Task objective: Restate each of the lines below word for word and drop every picture.

Web page code records
##############################
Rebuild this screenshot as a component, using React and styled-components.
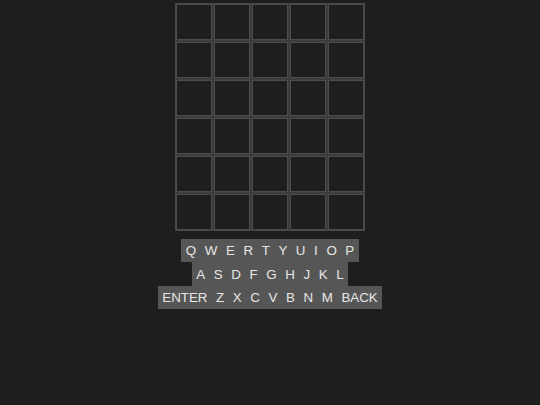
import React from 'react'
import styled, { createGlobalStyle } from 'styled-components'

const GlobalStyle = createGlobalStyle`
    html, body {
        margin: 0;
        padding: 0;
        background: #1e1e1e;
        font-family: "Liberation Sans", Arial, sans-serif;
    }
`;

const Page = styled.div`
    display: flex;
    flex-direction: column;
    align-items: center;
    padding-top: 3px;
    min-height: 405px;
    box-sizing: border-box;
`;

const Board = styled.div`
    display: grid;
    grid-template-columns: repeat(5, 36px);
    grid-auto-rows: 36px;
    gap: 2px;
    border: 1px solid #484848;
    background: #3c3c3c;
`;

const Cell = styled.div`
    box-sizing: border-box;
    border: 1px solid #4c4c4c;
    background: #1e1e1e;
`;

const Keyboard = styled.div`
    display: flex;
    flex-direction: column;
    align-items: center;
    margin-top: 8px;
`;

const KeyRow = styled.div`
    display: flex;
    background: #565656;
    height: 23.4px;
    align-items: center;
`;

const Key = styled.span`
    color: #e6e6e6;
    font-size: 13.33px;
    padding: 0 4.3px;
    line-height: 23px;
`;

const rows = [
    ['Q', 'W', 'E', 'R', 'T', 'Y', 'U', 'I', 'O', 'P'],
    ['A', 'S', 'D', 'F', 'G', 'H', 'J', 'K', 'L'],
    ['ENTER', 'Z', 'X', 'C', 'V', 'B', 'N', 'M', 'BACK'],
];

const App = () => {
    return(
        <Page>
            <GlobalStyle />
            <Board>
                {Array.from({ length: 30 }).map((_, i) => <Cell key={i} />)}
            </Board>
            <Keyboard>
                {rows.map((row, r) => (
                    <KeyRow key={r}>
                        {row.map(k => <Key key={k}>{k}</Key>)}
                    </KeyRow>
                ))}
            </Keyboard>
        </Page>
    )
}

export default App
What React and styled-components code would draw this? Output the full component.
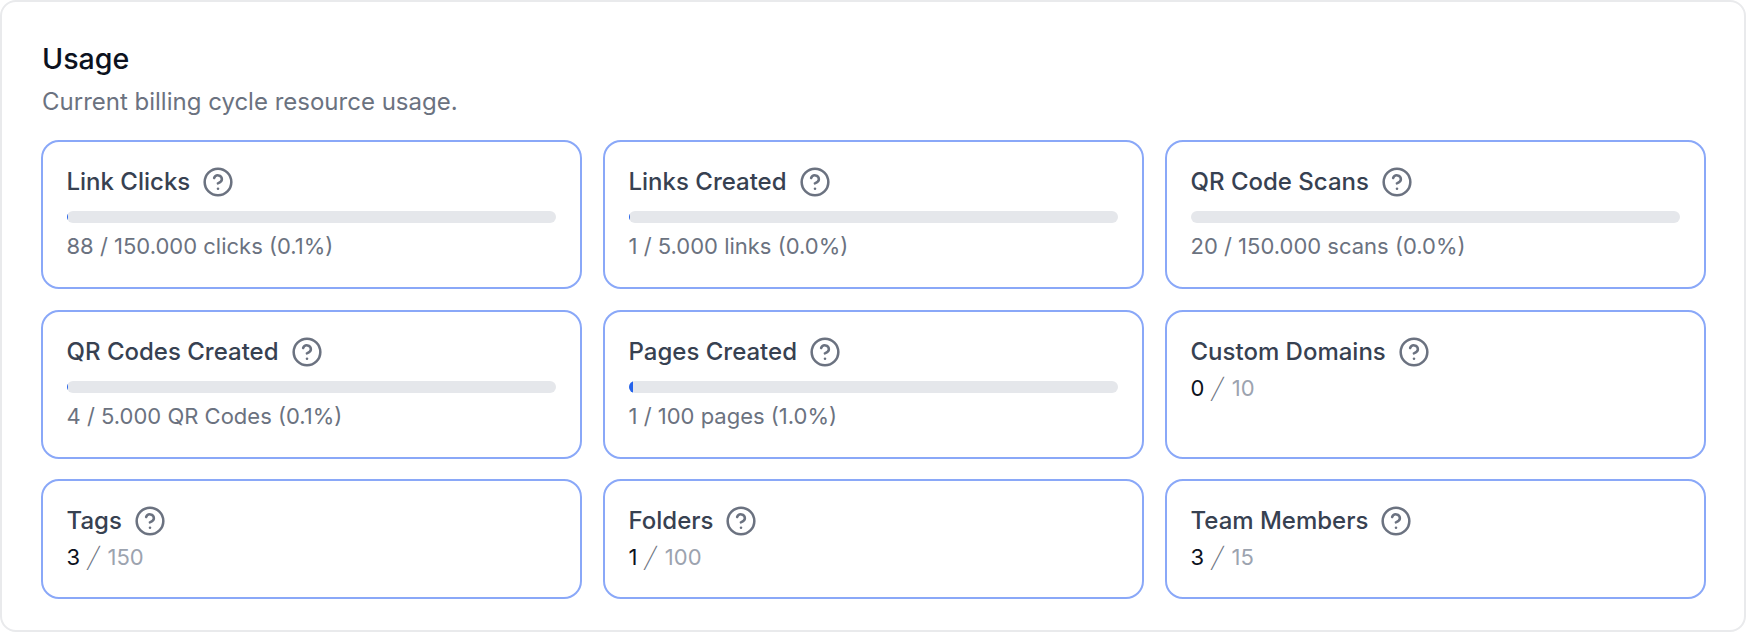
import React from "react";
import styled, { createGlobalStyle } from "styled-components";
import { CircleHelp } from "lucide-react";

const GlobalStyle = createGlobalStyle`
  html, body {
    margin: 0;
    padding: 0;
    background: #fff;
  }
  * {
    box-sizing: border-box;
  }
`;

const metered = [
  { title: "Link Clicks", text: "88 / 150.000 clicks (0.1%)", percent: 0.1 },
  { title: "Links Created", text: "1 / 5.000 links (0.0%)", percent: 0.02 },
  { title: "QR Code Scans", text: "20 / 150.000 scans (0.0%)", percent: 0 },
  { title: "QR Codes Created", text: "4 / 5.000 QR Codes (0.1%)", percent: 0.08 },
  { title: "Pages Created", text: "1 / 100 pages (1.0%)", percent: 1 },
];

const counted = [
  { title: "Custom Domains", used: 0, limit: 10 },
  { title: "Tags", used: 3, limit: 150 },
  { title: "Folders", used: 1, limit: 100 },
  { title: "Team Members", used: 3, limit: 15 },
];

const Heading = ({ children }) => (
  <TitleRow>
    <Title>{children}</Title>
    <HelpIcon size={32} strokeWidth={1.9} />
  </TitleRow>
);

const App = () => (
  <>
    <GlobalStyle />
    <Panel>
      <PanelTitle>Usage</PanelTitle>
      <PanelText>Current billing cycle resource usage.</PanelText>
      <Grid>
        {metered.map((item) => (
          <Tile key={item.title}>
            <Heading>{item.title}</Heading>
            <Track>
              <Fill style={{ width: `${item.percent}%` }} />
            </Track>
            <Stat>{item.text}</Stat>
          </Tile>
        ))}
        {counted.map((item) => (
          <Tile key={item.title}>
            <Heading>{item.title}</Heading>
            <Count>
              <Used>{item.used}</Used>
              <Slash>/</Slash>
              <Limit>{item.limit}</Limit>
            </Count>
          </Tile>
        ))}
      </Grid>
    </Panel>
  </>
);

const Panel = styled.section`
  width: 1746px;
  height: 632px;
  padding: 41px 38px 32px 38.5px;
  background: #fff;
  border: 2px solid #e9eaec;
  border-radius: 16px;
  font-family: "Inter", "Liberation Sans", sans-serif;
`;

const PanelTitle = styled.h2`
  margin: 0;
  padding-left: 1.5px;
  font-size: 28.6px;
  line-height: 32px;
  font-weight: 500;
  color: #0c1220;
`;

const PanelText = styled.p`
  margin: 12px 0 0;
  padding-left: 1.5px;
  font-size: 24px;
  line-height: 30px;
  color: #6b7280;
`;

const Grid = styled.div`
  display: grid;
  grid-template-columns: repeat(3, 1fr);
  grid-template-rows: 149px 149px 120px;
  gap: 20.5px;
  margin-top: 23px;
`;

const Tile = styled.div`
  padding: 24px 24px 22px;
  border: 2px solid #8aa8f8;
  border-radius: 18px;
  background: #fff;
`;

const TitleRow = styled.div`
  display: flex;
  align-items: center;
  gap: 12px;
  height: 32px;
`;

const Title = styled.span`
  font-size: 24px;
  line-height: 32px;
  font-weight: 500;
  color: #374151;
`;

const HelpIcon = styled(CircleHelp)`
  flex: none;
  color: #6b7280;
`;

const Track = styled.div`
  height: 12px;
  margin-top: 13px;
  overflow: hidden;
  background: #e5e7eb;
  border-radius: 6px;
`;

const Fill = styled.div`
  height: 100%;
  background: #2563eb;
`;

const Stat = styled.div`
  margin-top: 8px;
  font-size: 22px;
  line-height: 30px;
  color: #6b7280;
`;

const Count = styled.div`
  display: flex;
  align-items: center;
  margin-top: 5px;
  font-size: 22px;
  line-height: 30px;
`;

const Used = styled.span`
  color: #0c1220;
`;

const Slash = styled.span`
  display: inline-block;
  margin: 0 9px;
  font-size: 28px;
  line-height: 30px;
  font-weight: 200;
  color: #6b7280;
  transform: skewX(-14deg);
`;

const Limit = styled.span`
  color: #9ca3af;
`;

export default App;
##############################
Task result:
Rebuild this screenshot as a component, using React and styled-components.
import React from 'react'
import styled, { createGlobalStyle } from 'styled-components'

const GlobalStyle = createGlobalStyle`
    html, body {
        margin: 0;
        padding: 0;
        background: #1e1e1e;
        font-family: "Liberation Sans", Arial, sans-serif;
    }
`;

const Page = styled.div`
    display: flex;
    flex-direction: column;
    align-items: center;
    padding-top: 3px;
    min-height: 405px;
    box-sizing: border-box;
`;

const Board = styled.div`
    display: grid;
    grid-template-columns: repeat(5, 36px);
    grid-auto-rows: 36px;
    gap: 2px;
    border: 1px solid #484848;
    background: #3c3c3c;
`;

const Cell = styled.div`
    box-sizing: border-box;
    border: 1px solid #4c4c4c;
    background: #1e1e1e;
`;

const Keyboard = styled.div`
    display: flex;
    flex-direction: column;
    align-items: center;
    margin-top: 8px;
`;

const KeyRow = styled.div`
    display: flex;
    background: #565656;
    height: 23.4px;
    align-items: center;
`;

const Key = styled.span`
    color: #e6e6e6;
    font-size: 13.33px;
    padding: 0 4.3px;
    line-height: 23px;
`;

const rows = [
    ['Q', 'W', 'E', 'R', 'T', 'Y', 'U', 'I', 'O', 'P'],
    ['A', 'S', 'D', 'F', 'G', 'H', 'J', 'K', 'L'],
    ['ENTER', 'Z', 'X', 'C', 'V', 'B', 'N', 'M', 'BACK'],
];

const App = () => {
    return(
        <Page>
            <GlobalStyle />
            <Board>
                {Array.from({ length: 30 }).map((_, i) => <Cell key={i} />)}
            </Board>
            <Keyboard>
                {rows.map((row, r) => (
                    <KeyRow key={r}>
                        {row.map(k => <Key key={k}>{k}</Key>)}
                    </KeyRow>
                ))}
            </Keyboard>
        </Page>
    )
}

export default App
What React and styled-components code would draw this? Output the full component.
import React from "react";
import styled, { createGlobalStyle } from "styled-components";
import { CircleHelp } from "lucide-react";

const GlobalStyle = createGlobalStyle`
  html, body {
    margin: 0;
    padding: 0;
    background: #fff;
  }
  * {
    box-sizing: border-box;
  }
`;

const metered = [
  { title: "Link Clicks", text: "88 / 150.000 clicks (0.1%)", percent: 0.1 },
  { title: "Links Created", text: "1 / 5.000 links (0.0%)", percent: 0.02 },
  { title: "QR Code Scans", text: "20 / 150.000 scans (0.0%)", percent: 0 },
  { title: "QR Codes Created", text: "4 / 5.000 QR Codes (0.1%)", percent: 0.08 },
  { title: "Pages Created", text: "1 / 100 pages (1.0%)", percent: 1 },
];

const counted = [
  { title: "Custom Domains", used: 0, limit: 10 },
  { title: "Tags", used: 3, limit: 150 },
  { title: "Folders", used: 1, limit: 100 },
  { title: "Team Members", used: 3, limit: 15 },
];

const Heading = ({ children }) => (
  <TitleRow>
    <Title>{children}</Title>
    <HelpIcon size={32} strokeWidth={1.9} />
  </TitleRow>
);

const App = () => (
  <>
    <GlobalStyle />
    <Panel>
      <PanelTitle>Usage</PanelTitle>
      <PanelText>Current billing cycle resource usage.</PanelText>
      <Grid>
        {metered.map((item) => (
          <Tile key={item.title}>
            <Heading>{item.title}</Heading>
            <Track>
              <Fill style={{ width: `${item.percent}%` }} />
            </Track>
            <Stat>{item.text}</Stat>
          </Tile>
        ))}
        {counted.map((item) => (
          <Tile key={item.title}>
            <Heading>{item.title}</Heading>
            <Count>
              <Used>{item.used}</Used>
              <Slash>/</Slash>
              <Limit>{item.limit}</Limit>
            </Count>
          </Tile>
        ))}
      </Grid>
    </Panel>
  </>
);

const Panel = styled.section`
  width: 1746px;
  height: 632px;
  padding: 41px 38px 32px 38.5px;
  background: #fff;
  border: 2px solid #e9eaec;
  border-radius: 16px;
  font-family: "Inter", "Liberation Sans", sans-serif;
`;

const PanelTitle = styled.h2`
  margin: 0;
  padding-left: 1.5px;
  font-size: 28.6px;
  line-height: 32px;
  font-weight: 500;
  color: #0c1220;
`;

const PanelText = styled.p`
  margin: 12px 0 0;
  padding-left: 1.5px;
  font-size: 24px;
  line-height: 30px;
  color: #6b7280;
`;

const Grid = styled.div`
  display: grid;
  grid-template-columns: repeat(3, 1fr);
  grid-template-rows: 149px 149px 120px;
  gap: 20.5px;
  margin-top: 23px;
`;

const Tile = styled.div`
  padding: 24px 24px 22px;
  border: 2px solid #8aa8f8;
  border-radius: 18px;
  background: #fff;
`;

const TitleRow = styled.div`
  display: flex;
  align-items: center;
  gap: 12px;
  height: 32px;
`;

const Title = styled.span`
  font-size: 24px;
  line-height: 32px;
  font-weight: 500;
  color: #374151;
`;

const HelpIcon = styled(CircleHelp)`
  flex: none;
  color: #6b7280;
`;

const Track = styled.div`
  height: 12px;
  margin-top: 13px;
  overflow: hidden;
  background: #e5e7eb;
  border-radius: 6px;
`;

const Fill = styled.div`
  height: 100%;
  background: #2563eb;
`;

const Stat = styled.div`
  margin-top: 8px;
  font-size: 22px;
  line-height: 30px;
  color: #6b7280;
`;

const Count = styled.div`
  display: flex;
  align-items: center;
  margin-top: 5px;
  font-size: 22px;
  line-height: 30px;
`;

const Used = styled.span`
  color: #0c1220;
`;

const Slash = styled.span`
  display: inline-block;
  margin: 0 9px;
  font-size: 28px;
  line-height: 30px;
  font-weight: 200;
  color: #6b7280;
  transform: skewX(-14deg);
`;

const Limit = styled.span`
  color: #9ca3af;
`;

export default App;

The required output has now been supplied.